EXERCISE DIRECTIONS |
Where a line holds "screenshot", copy it.

[Begin MATERIAL FOR THIS TASK]

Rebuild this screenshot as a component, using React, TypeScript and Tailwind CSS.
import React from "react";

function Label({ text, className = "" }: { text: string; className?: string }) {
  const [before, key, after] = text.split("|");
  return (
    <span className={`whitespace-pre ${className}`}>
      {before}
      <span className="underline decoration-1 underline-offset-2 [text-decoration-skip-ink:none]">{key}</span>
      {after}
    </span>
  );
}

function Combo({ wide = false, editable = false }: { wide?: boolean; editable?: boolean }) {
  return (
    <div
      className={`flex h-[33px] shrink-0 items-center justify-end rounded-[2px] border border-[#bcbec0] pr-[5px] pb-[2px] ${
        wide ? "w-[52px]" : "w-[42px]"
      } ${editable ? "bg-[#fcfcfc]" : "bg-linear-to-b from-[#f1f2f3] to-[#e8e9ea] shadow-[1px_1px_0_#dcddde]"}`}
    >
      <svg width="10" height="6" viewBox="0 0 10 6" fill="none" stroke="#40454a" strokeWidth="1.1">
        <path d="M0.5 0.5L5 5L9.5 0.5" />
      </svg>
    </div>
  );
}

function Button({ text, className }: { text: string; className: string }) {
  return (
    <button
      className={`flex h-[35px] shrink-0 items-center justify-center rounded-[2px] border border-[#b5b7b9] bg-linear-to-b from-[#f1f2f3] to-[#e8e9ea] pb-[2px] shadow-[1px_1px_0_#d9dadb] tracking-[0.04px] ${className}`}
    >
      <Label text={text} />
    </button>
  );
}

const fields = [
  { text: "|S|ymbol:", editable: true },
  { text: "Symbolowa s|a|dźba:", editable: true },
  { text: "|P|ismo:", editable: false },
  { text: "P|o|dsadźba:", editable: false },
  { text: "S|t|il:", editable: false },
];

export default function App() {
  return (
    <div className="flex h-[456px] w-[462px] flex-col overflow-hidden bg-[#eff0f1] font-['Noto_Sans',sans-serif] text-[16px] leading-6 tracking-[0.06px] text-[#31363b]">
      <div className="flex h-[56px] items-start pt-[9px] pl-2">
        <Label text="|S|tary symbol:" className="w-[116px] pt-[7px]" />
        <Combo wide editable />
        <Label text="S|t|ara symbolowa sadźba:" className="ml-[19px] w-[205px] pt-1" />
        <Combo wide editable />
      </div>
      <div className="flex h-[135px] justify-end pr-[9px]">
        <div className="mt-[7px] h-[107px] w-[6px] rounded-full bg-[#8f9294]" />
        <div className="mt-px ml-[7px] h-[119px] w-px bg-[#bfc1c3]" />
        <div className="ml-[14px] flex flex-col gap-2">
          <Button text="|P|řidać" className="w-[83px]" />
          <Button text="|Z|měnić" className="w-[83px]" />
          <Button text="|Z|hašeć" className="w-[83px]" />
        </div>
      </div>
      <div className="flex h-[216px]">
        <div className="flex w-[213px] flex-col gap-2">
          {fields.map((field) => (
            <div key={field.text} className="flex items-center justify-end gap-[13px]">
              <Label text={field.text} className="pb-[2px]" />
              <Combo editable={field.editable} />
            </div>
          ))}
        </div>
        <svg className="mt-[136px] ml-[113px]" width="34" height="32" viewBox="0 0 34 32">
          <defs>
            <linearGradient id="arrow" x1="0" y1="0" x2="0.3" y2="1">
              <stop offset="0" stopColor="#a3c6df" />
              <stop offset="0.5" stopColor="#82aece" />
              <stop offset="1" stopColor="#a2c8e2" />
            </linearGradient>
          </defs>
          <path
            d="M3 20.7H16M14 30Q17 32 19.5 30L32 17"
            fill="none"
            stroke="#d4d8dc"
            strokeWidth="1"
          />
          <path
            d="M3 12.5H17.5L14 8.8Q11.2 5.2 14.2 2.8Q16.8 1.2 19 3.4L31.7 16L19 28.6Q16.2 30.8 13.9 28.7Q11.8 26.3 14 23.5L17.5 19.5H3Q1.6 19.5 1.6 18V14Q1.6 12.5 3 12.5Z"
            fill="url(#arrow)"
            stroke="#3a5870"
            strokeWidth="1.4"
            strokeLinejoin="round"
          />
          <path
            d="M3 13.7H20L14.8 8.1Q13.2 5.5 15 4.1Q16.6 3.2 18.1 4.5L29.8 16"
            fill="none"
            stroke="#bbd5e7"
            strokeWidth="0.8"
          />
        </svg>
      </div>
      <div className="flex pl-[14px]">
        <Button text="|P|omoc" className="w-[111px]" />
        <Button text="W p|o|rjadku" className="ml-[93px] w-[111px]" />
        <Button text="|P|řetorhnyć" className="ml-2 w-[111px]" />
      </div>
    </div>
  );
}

[End MATERIAL FOR THIS TASK]
[Begin MATERIAL FOR THIS TASK]

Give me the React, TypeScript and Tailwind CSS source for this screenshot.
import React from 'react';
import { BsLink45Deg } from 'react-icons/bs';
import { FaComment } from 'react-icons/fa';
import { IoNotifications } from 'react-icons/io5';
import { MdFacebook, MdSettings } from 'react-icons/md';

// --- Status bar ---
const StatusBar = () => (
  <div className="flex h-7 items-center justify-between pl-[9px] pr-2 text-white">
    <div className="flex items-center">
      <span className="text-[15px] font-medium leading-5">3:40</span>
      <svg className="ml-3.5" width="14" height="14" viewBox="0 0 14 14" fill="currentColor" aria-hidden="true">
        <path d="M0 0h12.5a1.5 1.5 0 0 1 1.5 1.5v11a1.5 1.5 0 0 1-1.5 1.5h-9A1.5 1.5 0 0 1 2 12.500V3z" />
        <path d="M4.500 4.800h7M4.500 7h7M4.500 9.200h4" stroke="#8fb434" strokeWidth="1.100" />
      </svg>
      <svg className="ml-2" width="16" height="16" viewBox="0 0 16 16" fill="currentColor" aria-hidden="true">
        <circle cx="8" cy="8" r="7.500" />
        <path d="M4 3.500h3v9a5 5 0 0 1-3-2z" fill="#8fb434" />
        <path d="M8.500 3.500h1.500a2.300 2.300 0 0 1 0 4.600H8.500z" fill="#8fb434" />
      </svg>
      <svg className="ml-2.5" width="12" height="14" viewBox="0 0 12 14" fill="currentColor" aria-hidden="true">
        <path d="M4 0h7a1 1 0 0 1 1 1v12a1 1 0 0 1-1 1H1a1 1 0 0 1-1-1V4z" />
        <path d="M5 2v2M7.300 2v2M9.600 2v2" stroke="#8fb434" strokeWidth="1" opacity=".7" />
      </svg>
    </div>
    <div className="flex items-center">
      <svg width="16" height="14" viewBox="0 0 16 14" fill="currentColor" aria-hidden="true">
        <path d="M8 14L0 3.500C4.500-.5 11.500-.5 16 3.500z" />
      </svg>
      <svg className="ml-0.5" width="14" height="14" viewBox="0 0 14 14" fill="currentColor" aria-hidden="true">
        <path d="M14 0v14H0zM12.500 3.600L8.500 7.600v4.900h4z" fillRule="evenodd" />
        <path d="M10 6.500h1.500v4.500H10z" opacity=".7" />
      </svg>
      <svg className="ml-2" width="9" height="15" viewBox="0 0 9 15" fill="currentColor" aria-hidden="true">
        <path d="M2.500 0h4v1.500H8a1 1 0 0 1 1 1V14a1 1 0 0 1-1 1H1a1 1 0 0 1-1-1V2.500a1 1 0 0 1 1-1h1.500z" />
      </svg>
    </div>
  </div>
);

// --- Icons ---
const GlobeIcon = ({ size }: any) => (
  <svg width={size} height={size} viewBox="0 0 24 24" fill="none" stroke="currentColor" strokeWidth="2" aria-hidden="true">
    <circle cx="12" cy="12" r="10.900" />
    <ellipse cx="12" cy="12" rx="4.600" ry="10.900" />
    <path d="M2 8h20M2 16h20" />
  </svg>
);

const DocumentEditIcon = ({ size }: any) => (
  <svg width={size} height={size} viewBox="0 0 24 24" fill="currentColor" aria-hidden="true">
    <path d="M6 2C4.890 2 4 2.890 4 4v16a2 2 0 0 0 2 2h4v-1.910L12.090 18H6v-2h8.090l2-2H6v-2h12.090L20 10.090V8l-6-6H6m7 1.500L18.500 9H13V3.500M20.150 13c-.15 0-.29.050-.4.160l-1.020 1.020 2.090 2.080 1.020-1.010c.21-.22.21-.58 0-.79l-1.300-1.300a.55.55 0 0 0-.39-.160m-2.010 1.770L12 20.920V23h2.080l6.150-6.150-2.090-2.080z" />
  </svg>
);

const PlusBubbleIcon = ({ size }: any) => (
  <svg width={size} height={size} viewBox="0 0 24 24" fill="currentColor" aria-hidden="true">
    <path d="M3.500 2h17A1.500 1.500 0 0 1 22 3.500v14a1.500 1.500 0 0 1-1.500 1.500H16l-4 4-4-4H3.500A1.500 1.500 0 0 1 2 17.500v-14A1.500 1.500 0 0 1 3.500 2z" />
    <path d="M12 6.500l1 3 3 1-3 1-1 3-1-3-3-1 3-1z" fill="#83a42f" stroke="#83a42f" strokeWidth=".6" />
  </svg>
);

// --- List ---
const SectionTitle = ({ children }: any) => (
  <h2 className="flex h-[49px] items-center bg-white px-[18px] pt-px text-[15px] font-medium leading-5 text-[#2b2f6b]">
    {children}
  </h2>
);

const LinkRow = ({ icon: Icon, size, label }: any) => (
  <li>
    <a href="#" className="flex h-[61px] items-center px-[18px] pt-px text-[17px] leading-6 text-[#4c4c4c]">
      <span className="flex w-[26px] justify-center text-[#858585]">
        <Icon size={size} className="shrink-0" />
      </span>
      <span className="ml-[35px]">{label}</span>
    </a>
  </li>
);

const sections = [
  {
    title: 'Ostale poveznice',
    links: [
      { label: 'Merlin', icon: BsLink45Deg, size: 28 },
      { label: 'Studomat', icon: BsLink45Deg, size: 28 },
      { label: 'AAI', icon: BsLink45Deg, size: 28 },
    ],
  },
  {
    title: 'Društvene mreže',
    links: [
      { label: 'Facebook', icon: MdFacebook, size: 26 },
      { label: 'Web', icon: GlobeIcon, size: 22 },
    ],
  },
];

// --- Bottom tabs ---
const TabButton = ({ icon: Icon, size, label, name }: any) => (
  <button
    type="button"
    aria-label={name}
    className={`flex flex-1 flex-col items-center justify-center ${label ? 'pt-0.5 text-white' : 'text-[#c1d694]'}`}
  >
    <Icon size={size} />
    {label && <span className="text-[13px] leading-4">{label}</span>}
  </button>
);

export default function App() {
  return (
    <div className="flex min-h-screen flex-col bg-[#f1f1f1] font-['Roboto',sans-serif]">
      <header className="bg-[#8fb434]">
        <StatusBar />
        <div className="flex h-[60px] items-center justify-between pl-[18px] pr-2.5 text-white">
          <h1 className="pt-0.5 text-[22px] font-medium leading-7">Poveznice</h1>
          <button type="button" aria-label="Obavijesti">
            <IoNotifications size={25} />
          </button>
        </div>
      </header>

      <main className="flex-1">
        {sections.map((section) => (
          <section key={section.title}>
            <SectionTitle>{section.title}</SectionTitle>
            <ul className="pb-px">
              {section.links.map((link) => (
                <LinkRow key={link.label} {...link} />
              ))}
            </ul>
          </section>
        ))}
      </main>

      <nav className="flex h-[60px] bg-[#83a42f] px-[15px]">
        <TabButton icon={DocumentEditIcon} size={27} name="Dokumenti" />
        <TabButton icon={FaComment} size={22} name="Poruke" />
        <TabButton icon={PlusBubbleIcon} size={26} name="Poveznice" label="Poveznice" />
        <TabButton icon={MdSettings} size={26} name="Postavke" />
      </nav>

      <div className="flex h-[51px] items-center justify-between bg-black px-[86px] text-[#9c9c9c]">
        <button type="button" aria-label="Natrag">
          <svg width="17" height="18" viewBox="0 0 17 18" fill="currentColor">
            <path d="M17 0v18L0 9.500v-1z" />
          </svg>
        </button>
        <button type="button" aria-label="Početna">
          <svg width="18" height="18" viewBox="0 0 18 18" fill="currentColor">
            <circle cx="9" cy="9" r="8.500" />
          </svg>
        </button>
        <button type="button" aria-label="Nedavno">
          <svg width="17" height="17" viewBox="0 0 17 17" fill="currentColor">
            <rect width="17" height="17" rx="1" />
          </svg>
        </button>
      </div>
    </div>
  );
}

[End MATERIAL FOR THIS TASK]

IN RESPONSE |
Rebuild this screenshot as a component, using React, TypeScript and Tailwind CSS.
Give me the React, TypeScript and Tailwind CSS source for this screenshot.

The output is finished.